The rooms are small, which makes conversations feel close and personal. A bench, a hearth, a single candle stand sharpens your sense of what mattered.
Kid Friendly Without Feeling Kiddish

Bringing kids is a good idea. The scale of the cabins puts history at eye level, and activities during events earn real attention.
Pony rides, face painting, and rope making crop up in reviews, but the biggest win is how approachable the interpreters are. They answer questions straight and keep it lively.
There is space to run, but it is contained and safe with clear paths. You can set simple goals like count the chimneys or find the biggest stone hearth.
Snacks and water help on warm days, and shade makes breaks easy. Kettle corn becomes a minor tradition fast.
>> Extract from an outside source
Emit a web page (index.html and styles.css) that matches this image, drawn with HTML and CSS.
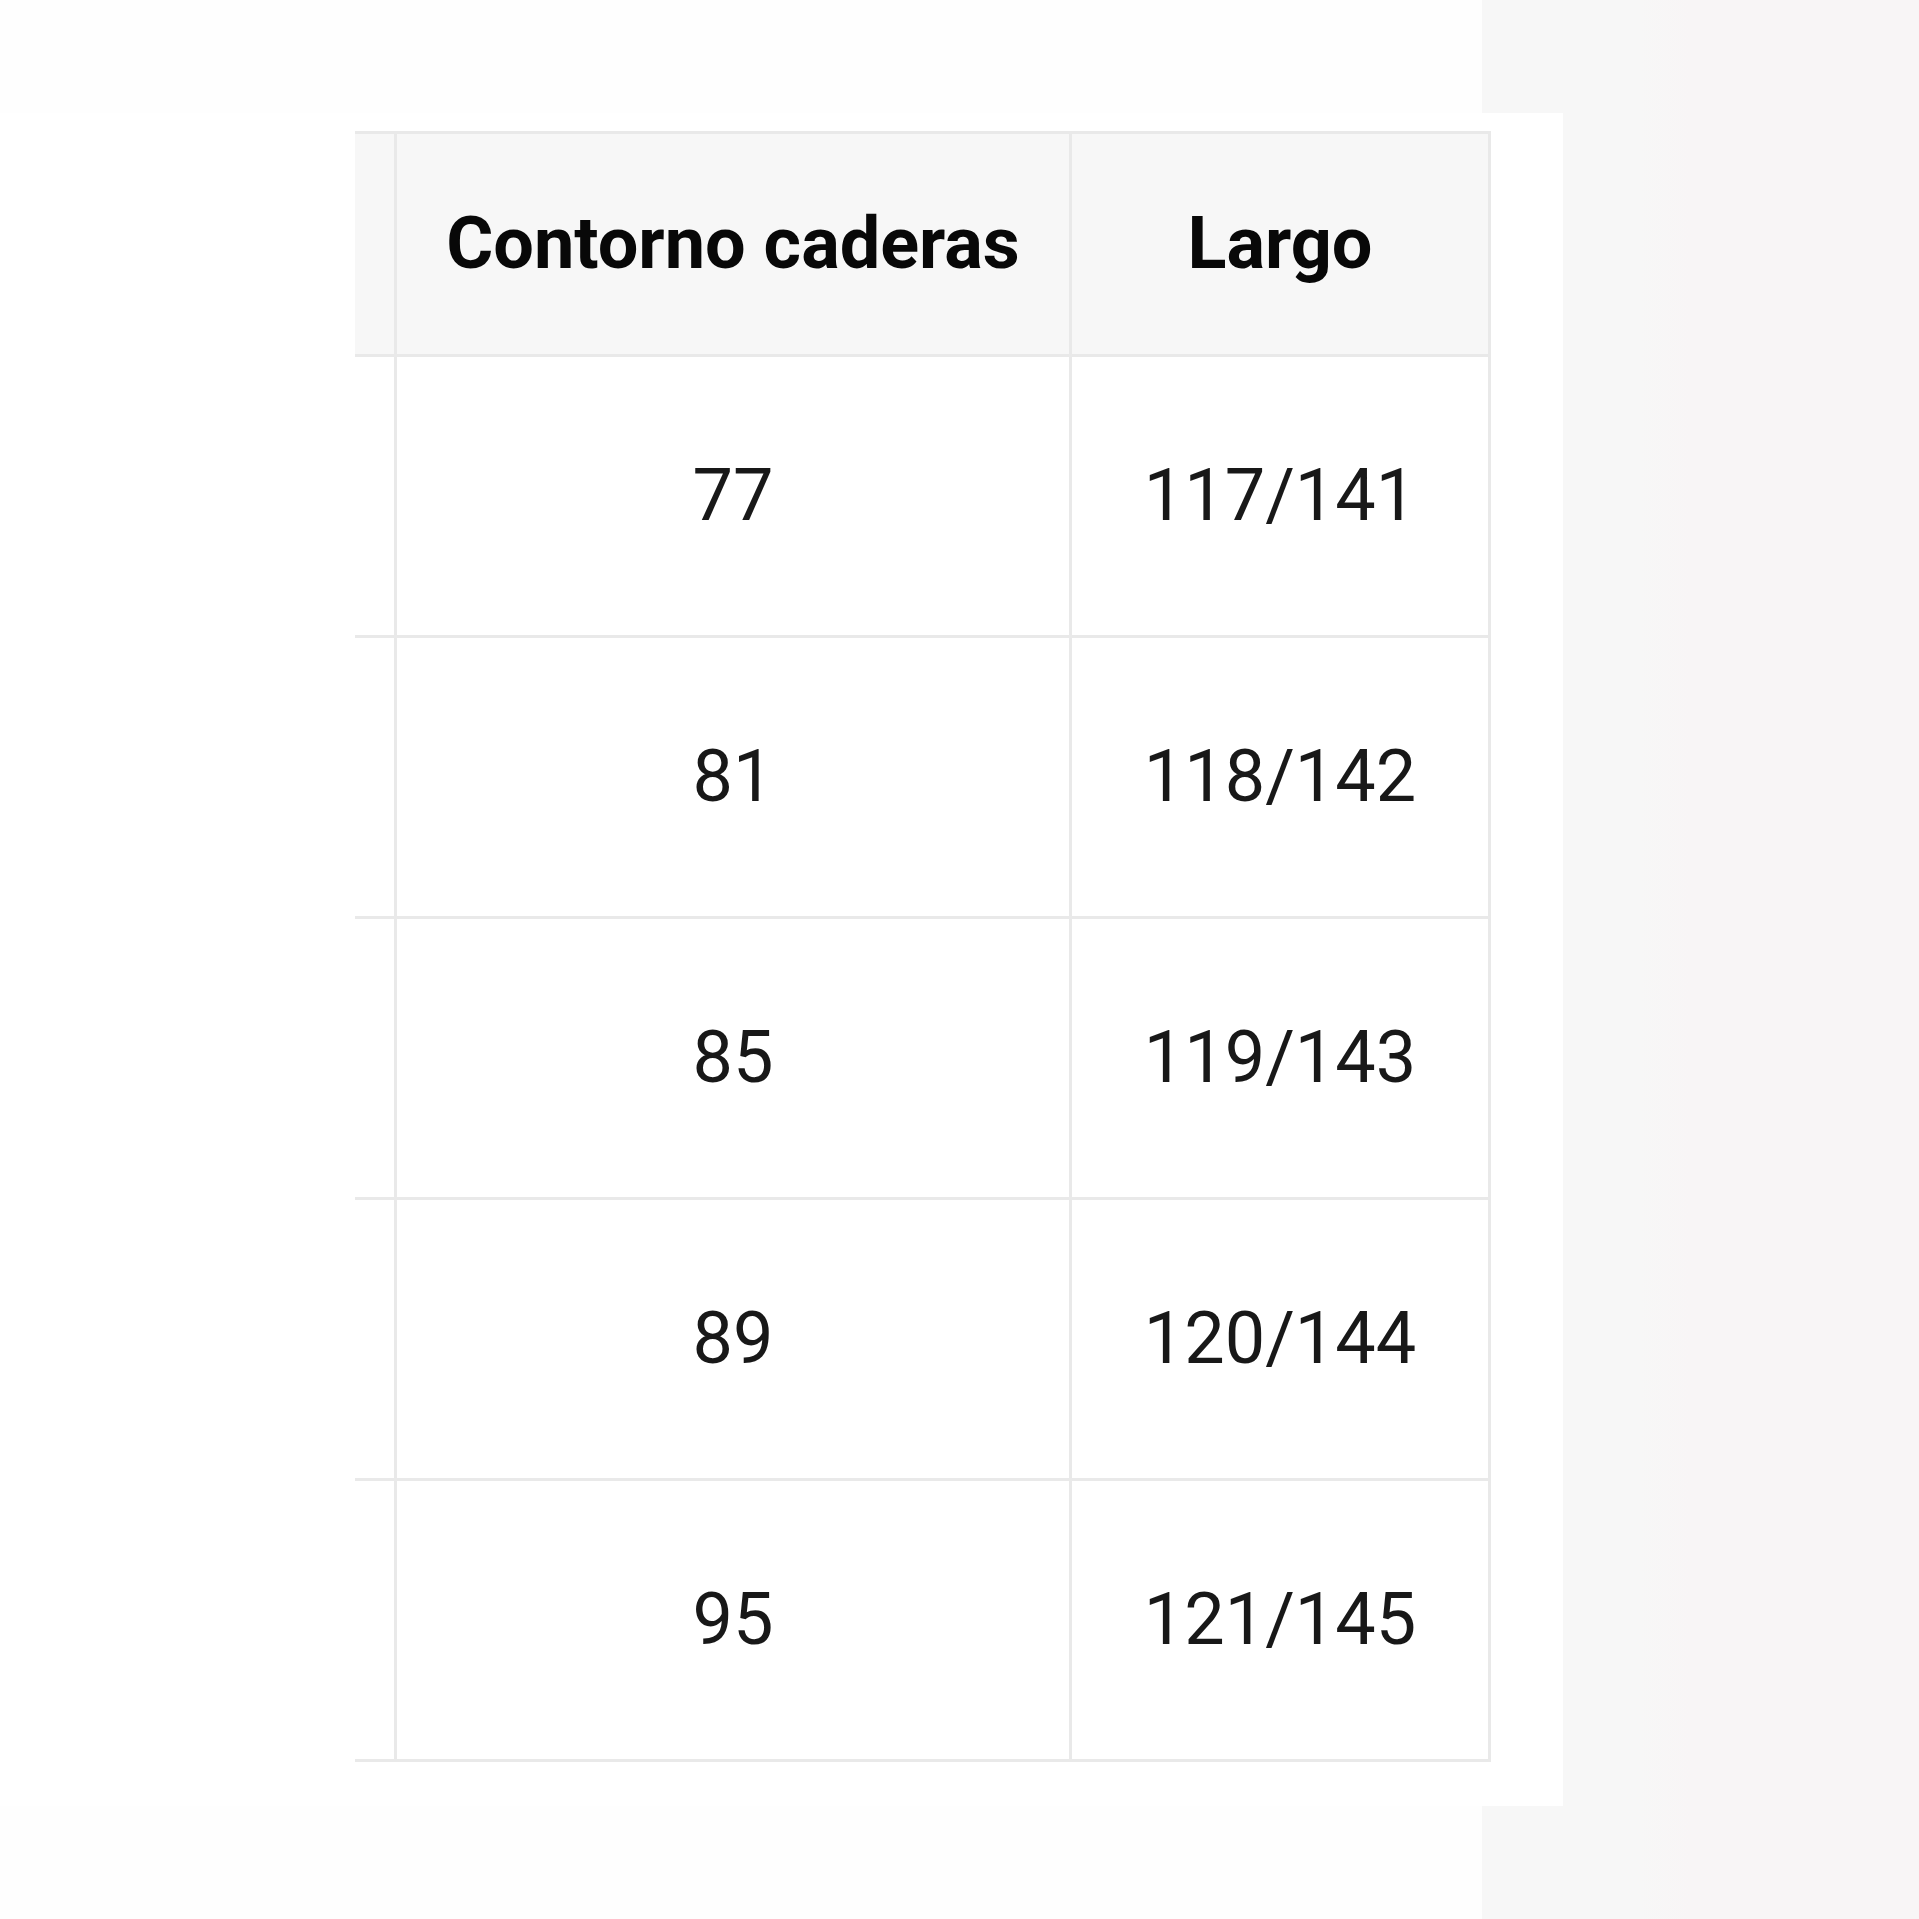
FILE: index.html
```html
<!DOCTYPE html>
<html lang="es">
<head>
<meta charset="utf-8">
<title>Tabla de medidas</title>
<link rel="stylesheet" href="styles.css">
</head>
<body>
<div class="page">
  <div class="shade shade-top"></div>
  <div class="shade shade-side"></div>
  <div class="shade shade-bottom"></div>
  <div class="sheet">
    <table class="sizes">
      <thead>
        <tr class="head-row">
          <th class="stub"></th>
          <th class="col-hip">Contorno caderas</th>
          <th class="col-len">Largo</th>
        </tr>
      </thead>
      <tbody>
        <tr class="body-row"><td class="stub"></td><td>77</td><td>117/141</td></tr>
        <tr class="body-row"><td class="stub"></td><td>81</td><td>118/142</td></tr>
        <tr class="body-row"><td class="stub"></td><td>85</td><td>119/143</td></tr>
        <tr class="body-row"><td class="stub"></td><td>89</td><td>120/144</td></tr>
        <tr class="body-row"><td class="stub"></td><td>95</td><td>121/145</td></tr>
      </tbody>
    </table>
  </div>
</div>
</body>
</html>
```

FILE: styles.css
```css
html, body {
  margin: 0;
  padding: 0;
  background: #fefefe;
}

.page {
  display: grid;
  grid-template-columns: 1482px 81px 1fr;
  grid-template-rows: 113px 1693px 1fr;
  width: 1919px;
  height: 1919px;
  font-family: Roboto, "Liberation Sans", Arial, sans-serif;
}

.shade {
  background: linear-gradient(to right, #f7f7f7 0, #f7f7f7 1640px, #f8f5f6 1690px, #f8f5f6 100%);
  background-attachment: fixed;
}

.shade-top {
  grid-column: 2 / 4;
  grid-row: 1;
}

.shade-side {
  grid-column: 3;
  grid-row: 2;
}

.shade-bottom {
  grid-column: 2 / 4;
  grid-row: 3;
}

.sheet {
  grid-column: 1 / 3;
  grid-row: 2;
  background: #ffffff;
  padding: 18px 0 0 355px;
}

.sizes {
  border-collapse: separate;
  border-spacing: 0;
  table-layout: fixed;
  width: 1136px;
  border-top: 3px solid #e9e9e9;
}

.sizes th,
.sizes td {
  box-sizing: border-box;
  padding: 0;
  text-align: center;
  vertical-align: middle;
  border-right: 3px solid #e9e9e9;
  border-bottom: 3px solid #e9e9e9;
  font-size: 72px;
  line-height: 1.17;
}

.sizes th {
  background: #f7f7f7;
  font-weight: 700;
  color: #080808;
}

.sizes td {
  background: #ffffff;
  font-weight: 400;
  color: #181818;
}

.sizes .stub {
  width: 42px;
}

.sizes .col-hip {
  width: 675px;
}

.sizes .col-len {
  width: 419px;
}

.head-row {
  height: 223px;
}

.body-row {
  height: 281px;
}
```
Some cabins can be tight for strollers, and thresholds or steps need a hand. If your crew moves better in the morning, arrive early before the festival crowds thicken.
Let kids take photos through windows and make their own scavenger lists. History sticks better when they discover it themselves.
Seasonal Surprises And Special Events

Beyond the September festival, the village occasionally hosts special events that change the mood completely. One reviewer loved the haunted village experience, noting it was fun and well done but advised caution for uneven footing in the dark.
That sums it up: thrilling, atmospheric, and still grounded in care for visitors.
Even when events are not running, school groups and private tours sometimes bring the site to life on weekdays. Calling ahead is smart if you are traveling out of season.
The calendar shifts with volunteer availability and weather, so stay flexible and check the website or phone number before planning a long drive.
Each season paints the cabins differently. Spring smells new and damp.
Summer buzzes with cicadas. Fall owns the show with color and campfire air.
Winter can be stark and lovely when snow dusts the rails. No matter when you come, the village gives you a different story.